À l’initiative de la centrale du syndicat à Francfort, un fonds d’innovation destiné à la syndicalisation a été créé (à hauteur de 16 à 20 millions d’euros par an). La nouvelle direction d’IG Metall impulse aussi le recrutement de jeunes permanents ayant des expériences militantes dans des mouvements sociaux. Les ressources libérées au niveau central sont dirigées vers des campagnes de syndicalisation dans des secteurs faiblement syndiqués. Entre 2010 et 2016, le nombre d’adhérents de IG Metall est passé de 1,8  à 2,2 millions. 

Mobilisations et soutiens extra syndicaux, recréer du collectif

Les luttes des travailleurs précaires hors du salariat “classique” se font aussi grâce au soutien d’acteurs extra-syndicaux. Le cas du collectif Las Kellys né en 2014 en Espagne fut emblématique : l’association regroupe des femmes de chambre mobilisées décidées à lutter collectivement en l’absence du soutien des grandes confédérations syndicales. 

En partie immigrées et très peu scolarisées, elles dénoncent la dégradation de leurs conditions de travail et la précarité de leur situation, liée au système de sous-traitance en vigueur dans le secteur de l’hôtellerie. “Le réseau militant est très utile pour que les luttes durent dans le temps, pour obtenir des financements, des caisses de grève, etc. Je fais toutefois attention à ne pas trouver du nouveau là où il n'y en a pas forcément. On a beaucoup observé à partir des années 1990 des mobilisations de travailleurs sans papiers fortement soutenues par des collectifs militants”, explique Cristina Nizzoli. 

Les mobilisations et la proximité avec les acteurs syndicaux du terrain est d’autant plus importante dans un contexte d’éclatement du marché du travail. “Les aides à domicile ne se rencontrent jamais et n’ont plus aucun moment collectif pour se retrouver et parler du travail.

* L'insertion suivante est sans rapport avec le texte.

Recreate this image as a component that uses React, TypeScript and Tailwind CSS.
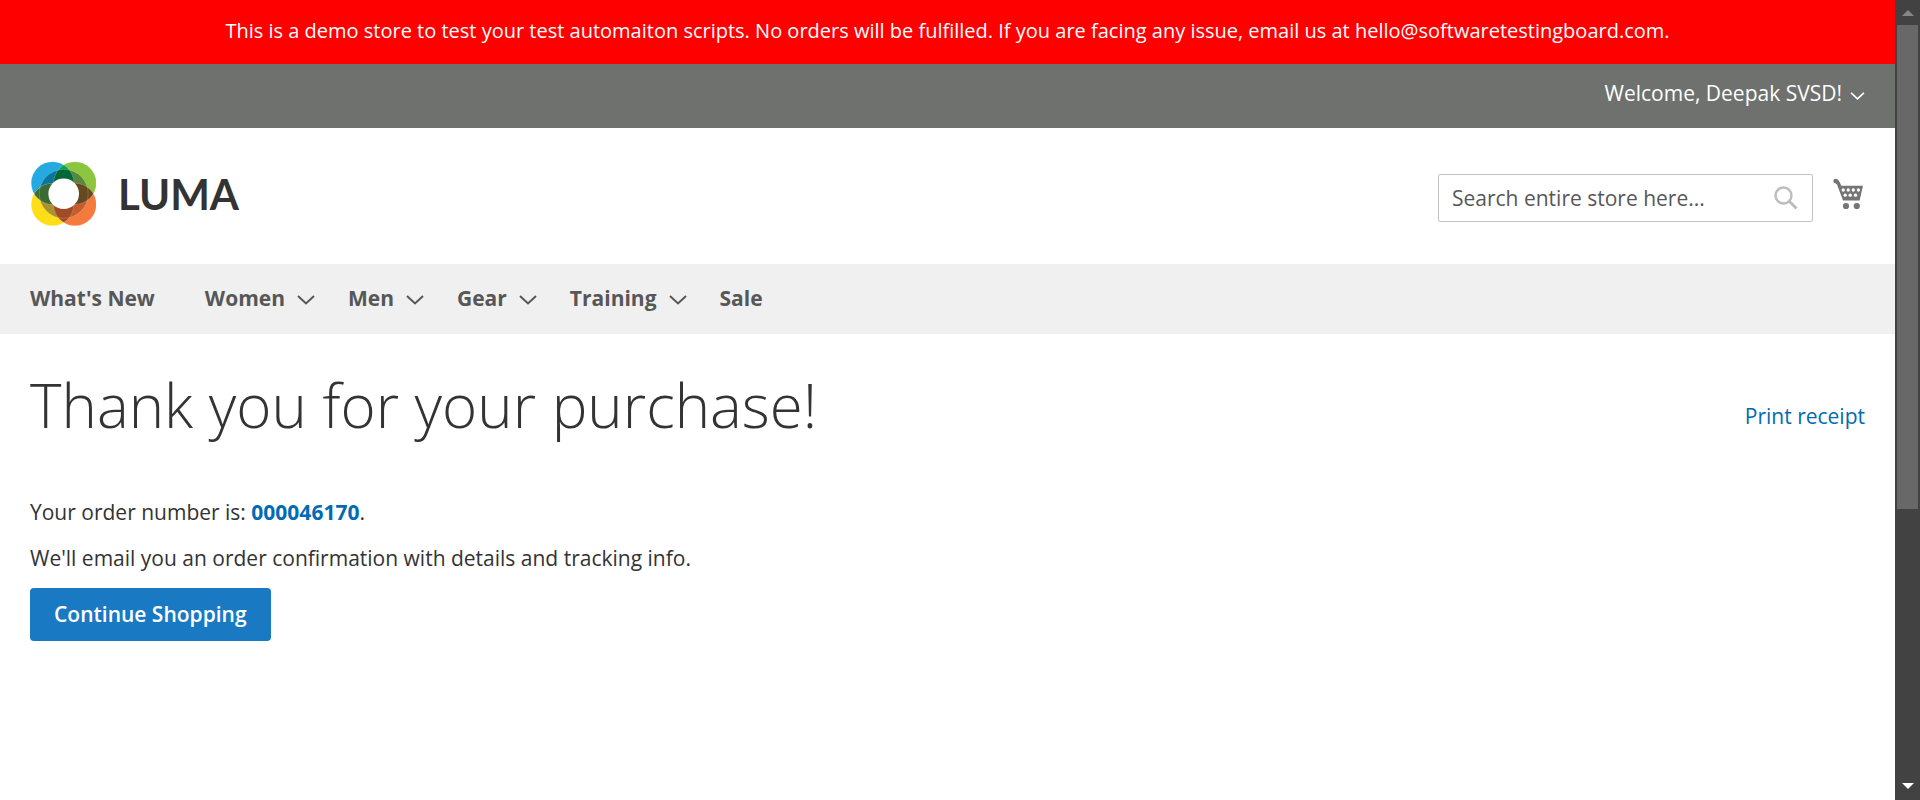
import { useId } from "react";

const navItems = [
  { label: "What's New", menu: false },
  { label: "Women", menu: true },
  { label: "Men", menu: true },
  { label: "Gear", menu: true },
  { label: "Training", menu: true },
  { label: "Sale", menu: false },
];

function Chevron({ className }: { className: string }) {
  return (
    <svg viewBox="0 0 18 10" className={className} fill="none" stroke="currentColor" strokeWidth="2" aria-hidden="true">
      <path d="M1 1 L9 8.5 L17 1" />
    </svg>
  );
}

function LogoMark() {
  const id = useId();
  return (
    <svg viewBox="0 0 66 66" className="size-[66px]" aria-hidden="true">
      <defs>
        <clipPath id={id + "b"}><circle cx="22.5" cy="22" r="21.3" /></clipPath>
        <clipPath id={id + "g"}><circle cx="45" cy="22" r="21.3" /></clipPath>
        <clipPath id={id + "y"}><circle cx="22.5" cy="43.5" r="21.3" /></clipPath>
        <clipPath id={id + "o"}><circle cx="45" cy="43.5" r="21.3" /></clipPath>
      </defs>
      <circle cx="22.5" cy="22" r="21.3" fill="#26a9e0" />
      <circle cx="45" cy="22" r="21.3" fill="#8cc63f" />
      <circle cx="22.5" cy="43.5" r="21.3" fill="#ffde17" />
      <circle cx="45" cy="43.5" r="21.3" fill="#f47b3d" />
      <circle cx="33.7" cy="32.8" r="24.5" fill="#0b75a0" clipPath={`url(#${id}b)`} />
      <circle cx="33.7" cy="32.8" r="24.5" fill="#59873e" clipPath={`url(#${id}g)`} />
      <circle cx="33.7" cy="32.8" r="24.5" fill="#a8932f" clipPath={`url(#${id}y)`} />
      <circle cx="33.7" cy="32.8" r="24.5" fill="#c45c2e" clipPath={`url(#${id}o)`} />
      <g clipPath={`url(#${id}b)`}>
        <circle cx="22.5" cy="43.5" r="21.3" fill="#3a6b34" />
        <circle cx="45" cy="22" r="21.3" fill="#00a551" />
        <g clipPath={`url(#${id}g)`}><circle cx="33.7" cy="32.8" r="24.5" fill="#006837" /></g>
      </g>
      <g clipPath={`url(#${id}o)`}>
        <circle cx="45" cy="22" r="21.3" fill="#664a1f" />
        <circle cx="22.5" cy="43.5" r="21.3" fill="#a24a24" />
      </g>
      <g fill="none" stroke="#fff" strokeOpacity="0.3" strokeWidth="0.6">
        <circle cx="33.7" cy="32.8" r="24.5" />
        <circle cx="22.5" cy="22" r="21.3" />
        <circle cx="45" cy="22" r="21.3" />
        <circle cx="22.5" cy="43.5" r="21.3" />
        <circle cx="45" cy="43.5" r="21.3" />
      </g>
      <circle cx="33.7" cy="32.8" r="15.3" fill="#fff" />
    </svg>
  );
}

function CartIcon() {
  return (
    <svg viewBox="0 0 30 32" className="h-8 w-[30px]" aria-hidden="true">
      <circle cx="2.6" cy="3" r="2.3" fill="#757575" />
      <path d="M2.5 1.2 C5 1 6.2 2.5 7 4.8 L8.2 7.7 H30 L27.3 19.6 L26.7 22.4 H10 L8.9 19.6 L4 6.5 L2 4.8Z" fill="#757575" />
      <g fill="#fff">
        <circle cx="10.2" cy="12" r="1.65" />
        <circle cx="15.2" cy="12" r="1.65" />
        <circle cx="20.3" cy="12" r="1.65" />
        <circle cx="25.4" cy="12" r="1.65" />
        <circle cx="12.2" cy="17.2" r="1.65" />
        <circle cx="17.2" cy="17.2" r="1.65" />
        <circle cx="22.5" cy="17.2" r="1.65" />
      </g>
      <circle cx="13" cy="28" r="3.1" fill="#757575" />
      <circle cx="23.8" cy="28" r="3.1" fill="#757575" />
    </svg>
  );
}

function ScrollRail() {
  return (
    <div className="flex w-[25px] shrink-0 flex-col bg-[#424242]" aria-hidden="true">
      <div className="flex h-[25px] items-center justify-center">
        <svg viewBox="0 0 12 6" className="h-1.5 w-3"><path d="M0 6 L6 0 L12 6Z" fill="#868686" /></svg>
      </div>
      <div className="flex grow flex-col">
        <div className="mx-0.5 basis-[64.5%] bg-[#686868]" />
      </div>
      <div className="flex h-[25px] items-start justify-center pt-2">
        <svg viewBox="0 0 12 6" className="h-1.5 w-3"><path d="M0 0 L6 6 L12 0Z" fill="#fff" /></svg>
      </div>
    </div>
  );
}

export default function App() {
  return (
    <div className="flex min-h-screen bg-white font-['Open_Sans','Noto_Sans',sans-serif] text-[21px] leading-[30px] text-[#333333]">
      <div className="flex min-w-0 grow flex-col">
        <p className="bg-[#ff0000] px-8 pt-[15px] pb-[17px] text-center text-[20px] leading-8 text-white">
          This is a demo store to test your test automaiton scripts. No orders will be fulfilled. If you are facing any issue, email us at hello@softwaretestingboard.com.
        </p>
        <header>
          <div className="flex justify-end bg-[#6e716e] px-[30px] pt-3.5 pb-5 text-white">
            <button type="button" className="flex items-center gap-2">
              Welcome, Deepak SVSD!
              <Chevron className="mt-1.5 h-2 w-[15px]" />
            </button>
          </div>
          <div className="flex items-center justify-between px-[30px] pt-[33px] pb-[37px]">
            <a href="#home" aria-label="Luma home" className="flex items-center gap-[22px]">
              <LogoMark />
              <span className="font-['Lato',sans-serif] text-[42px] leading-[48px] font-bold">LUMA</span>
            </a>
            <div className="flex items-center gap-5 pt-2">
              <form role="search" className="flex h-12 w-[375px] items-center rounded-[2px] border border-[#c2c2c2] pr-[14px] pl-[13px]">
                <input
                  type="search"
                  aria-label="Search entire store"
                  placeholder="Search entire store here..."
                  className="min-w-0 grow bg-transparent outline-none placeholder:text-[#575757] placeholder:opacity-100"
                />
                <button type="submit" aria-label="Search">
                  <svg viewBox="0 0 24 24" className="size-6" fill="none" stroke="#bdbdbd" aria-hidden="true">
                    <circle cx="9.5" cy="9.5" r="8" strokeWidth="2.4" />
                    <path d="M15 15 L22.5 22.5" strokeWidth="3" />
                  </svg>
                </button>
              </form>
              <a href="#cart" aria-label="My cart" className="mr-0.5 pb-2"><CartIcon /></a>
            </div>
          </div>
        </header>
        <nav className="bg-[#f0f0f0] px-[30px] pt-[19px] pb-[21px] font-bold text-[#575757]">
          <ul className="flex items-center">
            {navItems.map(({ label, menu }) => (
              <li key={label} className={menu ? "pr-[33px]" : "pr-[50px]"}>
                <a href={"#" + label.toLowerCase()} className="flex items-center gap-3">
                  {label}
                  {menu && <Chevron className="mt-1 h-2.5 w-[18px]" />}
                </a>
              </li>
            ))}
          </ul>
        </nav>
        <main className="px-[30px] pt-[38px]">
          <div className="flex items-start justify-between">
            <h1 className="text-[60px] leading-[66px] font-light">Thank you for your purchase!</h1>
            <a href="#print" className="mt-[29px] text-[#006bb4]">Print receipt</a>
          </div>
          <p className="mt-[59px]">
            Your order number is: <a href="#order" className="font-bold text-[#006bb4]">000046170</a>.
          </p>
          <p className="mt-4">We'll email you an order confirmation with details and tracking info.</p>
          <a href="#shop" className="mt-[15px] inline-block rounded-[4px] bg-[#1979c3] px-6 pt-[11px] pb-3 font-semibold text-white">
            Continue Shopping
          </a>
        </main>
      </div>
      <ScrollRail />
    </div>
  );
}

Ainsi, le syndicat tel que je le vois sur mes terrains, pour ces secteurs précaires, devient un lieu primordial pour la socialisation du travail”, poursuit la chercheuse. 

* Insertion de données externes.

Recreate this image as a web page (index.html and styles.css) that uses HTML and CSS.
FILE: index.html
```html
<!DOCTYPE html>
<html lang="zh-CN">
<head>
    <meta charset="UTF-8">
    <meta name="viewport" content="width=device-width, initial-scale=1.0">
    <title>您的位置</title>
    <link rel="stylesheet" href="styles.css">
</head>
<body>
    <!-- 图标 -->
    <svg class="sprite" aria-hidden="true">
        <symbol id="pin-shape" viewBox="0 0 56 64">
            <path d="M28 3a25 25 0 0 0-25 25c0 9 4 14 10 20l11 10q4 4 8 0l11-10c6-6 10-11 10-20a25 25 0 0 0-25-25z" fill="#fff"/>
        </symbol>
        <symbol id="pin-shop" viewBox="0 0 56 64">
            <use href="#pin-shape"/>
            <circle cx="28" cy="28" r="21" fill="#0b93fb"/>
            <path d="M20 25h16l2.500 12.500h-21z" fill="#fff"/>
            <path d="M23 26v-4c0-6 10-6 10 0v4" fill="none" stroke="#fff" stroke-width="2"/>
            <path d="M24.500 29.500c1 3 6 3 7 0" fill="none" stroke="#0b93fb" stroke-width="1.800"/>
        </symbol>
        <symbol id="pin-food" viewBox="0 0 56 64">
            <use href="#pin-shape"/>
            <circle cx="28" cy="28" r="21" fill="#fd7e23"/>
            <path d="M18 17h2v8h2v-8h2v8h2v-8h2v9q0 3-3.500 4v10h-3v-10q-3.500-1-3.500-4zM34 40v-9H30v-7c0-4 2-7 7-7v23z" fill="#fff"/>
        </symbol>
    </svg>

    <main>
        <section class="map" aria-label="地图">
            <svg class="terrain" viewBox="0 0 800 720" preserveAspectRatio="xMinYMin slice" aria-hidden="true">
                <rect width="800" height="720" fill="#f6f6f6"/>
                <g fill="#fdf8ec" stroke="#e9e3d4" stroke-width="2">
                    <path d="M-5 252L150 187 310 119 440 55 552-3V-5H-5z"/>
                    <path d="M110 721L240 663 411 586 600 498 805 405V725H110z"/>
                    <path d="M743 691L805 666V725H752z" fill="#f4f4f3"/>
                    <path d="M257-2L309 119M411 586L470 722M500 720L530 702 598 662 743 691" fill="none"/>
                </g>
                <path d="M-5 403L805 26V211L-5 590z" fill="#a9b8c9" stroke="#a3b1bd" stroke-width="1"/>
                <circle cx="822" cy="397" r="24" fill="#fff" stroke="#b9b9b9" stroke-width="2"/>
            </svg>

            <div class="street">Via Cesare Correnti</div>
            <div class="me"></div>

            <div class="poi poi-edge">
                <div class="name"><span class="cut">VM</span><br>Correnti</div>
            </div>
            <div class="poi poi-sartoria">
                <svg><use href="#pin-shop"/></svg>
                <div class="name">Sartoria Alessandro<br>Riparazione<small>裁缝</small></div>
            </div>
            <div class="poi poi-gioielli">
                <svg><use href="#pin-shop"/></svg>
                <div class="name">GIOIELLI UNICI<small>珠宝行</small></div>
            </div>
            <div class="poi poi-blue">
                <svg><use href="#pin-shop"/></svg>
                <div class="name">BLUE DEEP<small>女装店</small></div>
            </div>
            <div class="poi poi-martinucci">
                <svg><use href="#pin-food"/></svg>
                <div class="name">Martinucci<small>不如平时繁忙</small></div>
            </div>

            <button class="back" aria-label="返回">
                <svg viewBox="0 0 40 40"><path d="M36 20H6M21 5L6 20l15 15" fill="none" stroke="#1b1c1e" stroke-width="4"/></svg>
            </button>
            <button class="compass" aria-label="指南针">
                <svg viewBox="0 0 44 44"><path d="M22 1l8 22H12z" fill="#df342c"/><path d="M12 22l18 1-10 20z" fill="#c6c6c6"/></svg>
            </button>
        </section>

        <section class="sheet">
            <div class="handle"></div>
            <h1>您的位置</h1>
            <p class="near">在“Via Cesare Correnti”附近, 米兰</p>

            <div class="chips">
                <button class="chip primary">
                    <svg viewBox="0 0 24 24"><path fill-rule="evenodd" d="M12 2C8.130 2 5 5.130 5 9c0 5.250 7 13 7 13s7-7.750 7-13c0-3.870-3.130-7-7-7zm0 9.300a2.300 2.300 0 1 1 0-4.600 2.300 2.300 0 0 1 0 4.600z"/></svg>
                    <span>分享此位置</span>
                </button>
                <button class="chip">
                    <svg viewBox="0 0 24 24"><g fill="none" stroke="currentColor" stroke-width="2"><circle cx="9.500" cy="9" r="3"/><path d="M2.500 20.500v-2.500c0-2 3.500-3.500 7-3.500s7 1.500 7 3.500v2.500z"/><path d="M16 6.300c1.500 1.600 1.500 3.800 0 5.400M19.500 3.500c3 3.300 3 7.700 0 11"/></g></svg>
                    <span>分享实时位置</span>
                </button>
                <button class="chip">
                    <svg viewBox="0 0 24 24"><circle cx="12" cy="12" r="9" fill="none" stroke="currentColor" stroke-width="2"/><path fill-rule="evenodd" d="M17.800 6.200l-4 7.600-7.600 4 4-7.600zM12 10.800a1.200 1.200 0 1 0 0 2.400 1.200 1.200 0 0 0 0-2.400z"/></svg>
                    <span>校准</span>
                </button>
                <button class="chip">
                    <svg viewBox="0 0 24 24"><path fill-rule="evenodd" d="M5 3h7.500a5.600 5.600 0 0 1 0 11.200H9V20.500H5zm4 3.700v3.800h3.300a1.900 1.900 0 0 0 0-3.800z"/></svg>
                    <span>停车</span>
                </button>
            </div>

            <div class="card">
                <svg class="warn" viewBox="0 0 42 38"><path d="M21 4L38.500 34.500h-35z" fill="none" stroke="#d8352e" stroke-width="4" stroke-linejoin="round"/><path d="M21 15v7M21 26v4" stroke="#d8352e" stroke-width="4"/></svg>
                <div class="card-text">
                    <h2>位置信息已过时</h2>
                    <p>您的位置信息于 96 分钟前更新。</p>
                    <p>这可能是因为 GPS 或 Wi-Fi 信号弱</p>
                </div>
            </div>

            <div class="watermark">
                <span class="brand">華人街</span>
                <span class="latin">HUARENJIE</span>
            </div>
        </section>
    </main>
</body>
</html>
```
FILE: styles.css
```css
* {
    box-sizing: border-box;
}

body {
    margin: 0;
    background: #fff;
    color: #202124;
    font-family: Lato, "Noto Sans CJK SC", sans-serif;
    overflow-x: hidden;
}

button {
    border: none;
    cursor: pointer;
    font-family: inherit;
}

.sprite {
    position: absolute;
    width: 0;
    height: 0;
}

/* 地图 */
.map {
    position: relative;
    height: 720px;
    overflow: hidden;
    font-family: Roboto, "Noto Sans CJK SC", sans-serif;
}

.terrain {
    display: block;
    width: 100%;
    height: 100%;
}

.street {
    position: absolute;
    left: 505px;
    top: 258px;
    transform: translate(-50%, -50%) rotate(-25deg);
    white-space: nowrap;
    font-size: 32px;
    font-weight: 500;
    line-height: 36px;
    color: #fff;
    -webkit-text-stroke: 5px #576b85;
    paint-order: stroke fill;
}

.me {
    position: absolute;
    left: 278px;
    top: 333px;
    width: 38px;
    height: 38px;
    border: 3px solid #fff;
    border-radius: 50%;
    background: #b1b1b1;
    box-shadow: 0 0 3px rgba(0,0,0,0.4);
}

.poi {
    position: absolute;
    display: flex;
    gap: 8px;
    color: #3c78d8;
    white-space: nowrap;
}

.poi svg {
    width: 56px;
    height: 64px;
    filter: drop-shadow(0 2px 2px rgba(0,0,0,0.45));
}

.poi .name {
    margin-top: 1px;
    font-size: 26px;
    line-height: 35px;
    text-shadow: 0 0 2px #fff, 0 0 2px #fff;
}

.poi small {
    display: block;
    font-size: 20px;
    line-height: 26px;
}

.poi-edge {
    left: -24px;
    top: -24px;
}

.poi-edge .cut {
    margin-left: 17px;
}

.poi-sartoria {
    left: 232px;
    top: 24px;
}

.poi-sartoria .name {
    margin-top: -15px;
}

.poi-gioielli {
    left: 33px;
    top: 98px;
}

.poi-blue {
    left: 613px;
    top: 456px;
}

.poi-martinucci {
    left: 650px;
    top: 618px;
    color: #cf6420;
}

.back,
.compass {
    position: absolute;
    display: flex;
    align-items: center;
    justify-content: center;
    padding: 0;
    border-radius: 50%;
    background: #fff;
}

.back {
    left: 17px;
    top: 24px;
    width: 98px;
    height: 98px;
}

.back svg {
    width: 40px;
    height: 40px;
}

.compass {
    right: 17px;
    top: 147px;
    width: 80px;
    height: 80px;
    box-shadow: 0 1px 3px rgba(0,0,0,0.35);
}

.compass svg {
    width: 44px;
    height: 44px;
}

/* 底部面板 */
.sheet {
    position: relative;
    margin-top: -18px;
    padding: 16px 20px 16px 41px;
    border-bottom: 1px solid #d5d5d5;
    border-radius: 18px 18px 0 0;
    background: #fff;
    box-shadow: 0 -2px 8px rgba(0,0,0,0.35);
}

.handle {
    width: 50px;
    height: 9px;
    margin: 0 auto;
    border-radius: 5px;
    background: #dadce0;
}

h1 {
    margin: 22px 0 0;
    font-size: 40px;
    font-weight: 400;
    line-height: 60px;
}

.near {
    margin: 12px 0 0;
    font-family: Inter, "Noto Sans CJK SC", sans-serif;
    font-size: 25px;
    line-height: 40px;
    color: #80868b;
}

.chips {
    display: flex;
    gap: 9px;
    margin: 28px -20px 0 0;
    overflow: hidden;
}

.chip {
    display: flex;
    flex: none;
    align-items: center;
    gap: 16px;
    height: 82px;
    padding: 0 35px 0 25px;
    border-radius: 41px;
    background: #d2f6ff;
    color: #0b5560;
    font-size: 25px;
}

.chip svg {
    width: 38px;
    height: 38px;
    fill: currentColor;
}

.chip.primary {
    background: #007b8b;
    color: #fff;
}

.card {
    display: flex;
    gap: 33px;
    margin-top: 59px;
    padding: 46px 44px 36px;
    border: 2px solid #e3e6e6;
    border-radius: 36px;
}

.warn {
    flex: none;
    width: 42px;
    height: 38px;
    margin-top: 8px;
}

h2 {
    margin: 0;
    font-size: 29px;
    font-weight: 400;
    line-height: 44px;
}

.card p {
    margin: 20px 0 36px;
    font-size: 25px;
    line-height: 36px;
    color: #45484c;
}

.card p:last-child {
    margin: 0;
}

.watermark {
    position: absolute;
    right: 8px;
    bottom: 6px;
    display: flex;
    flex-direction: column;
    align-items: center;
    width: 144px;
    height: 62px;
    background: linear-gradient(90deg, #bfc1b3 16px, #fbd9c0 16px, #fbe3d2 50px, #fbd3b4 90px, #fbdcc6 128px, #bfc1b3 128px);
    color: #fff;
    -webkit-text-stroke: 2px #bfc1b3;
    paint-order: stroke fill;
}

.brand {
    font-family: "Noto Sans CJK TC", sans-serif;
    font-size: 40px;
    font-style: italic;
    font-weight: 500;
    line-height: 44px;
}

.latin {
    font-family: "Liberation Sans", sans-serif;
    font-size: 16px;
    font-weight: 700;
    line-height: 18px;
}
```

Enjeu de représentation et de représentativité

Une tendance à la féminisation des syndicats est indéniable ces dernières années. Avec des femmes secrétaires, le changement est non seulement symbolique, mais leur présence à des postes à responsabilité permet de porter davantage la question des femmes, qui sont de fait sur-représentées dans les secteurs précaires. En effet, d’après le rapport de la Commission des droits des femmes et de l’égalité des genres en Europe, présenté au Parlement en juin 2022, “le risque de pauvreté ou d’exclusion sociale dans l’Union européenne était, en 2020, plus élevé chez les femmes que chez les hommes (22,9 % par rapport à 20,9 %)”, et l’écart entre les femmes et les hommes en ce qui concerne la pauvreté a, depuis 2017, augmenté dans 21 Etats membres. 

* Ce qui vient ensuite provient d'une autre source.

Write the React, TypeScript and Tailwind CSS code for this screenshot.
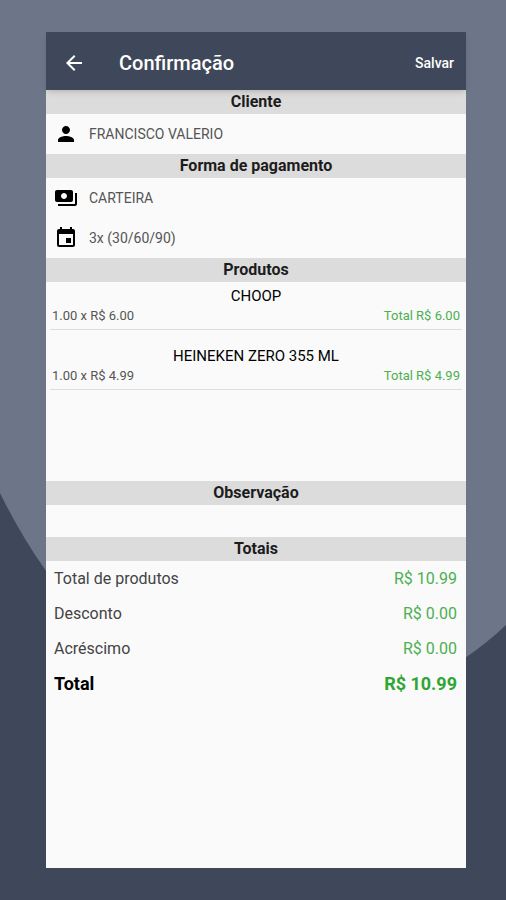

Malgré l’adoption de plusieurs normes au niveau de l’Union européenne ces dix dernières années pour lutter contre le travail précaire, en particulier des femmes, celles-ci restent plus susceptibles d’être touchées par le travail précaire que les hommes. “Cette surreprésentation est due, entre autres, au temps disproportionné que les femmes consacrent à la garde et au travail domestique, tous deux non rémunérés et largement non reconnus”, analyse le Département des droits des citoyens et des affaires constitutionnelles du Parlement européen en 2020.

Autre facteur : “les choix de carrière en partie construits socialement et la ségrégation entre les sexes”, se traduisant par une forte prévalence du travail précaire féminin dans les secteurs des soins, de l’éducation, du nettoyage, du tourisme et des services à la personne, tous présentent une part particulièrement élevée de travail à temps partiel, souvent associé à l’exclusion des avantages sociaux et désavantageux en termes de promotion.  

“Il faut analyser tout ce qu’implique, en termes de stigmatisation et de matérialité des rapports sociaux, le fait d’être une femme racisée issue de classe populaire. Or il existe encore une absence de réflexion syndicale sur cette domination plurielle qui fait qu’in fine, on observe que ces personnes, présentes lors des luttes, disparaissent sur la durée. On est face à des femmes pour qui il est beaucoup plus coûteux, sur tous les plans, de s’engager, et le syndicat ne leur offre pas toujours la place pour évoluer en interne”, souligne Cristina Nizzoli.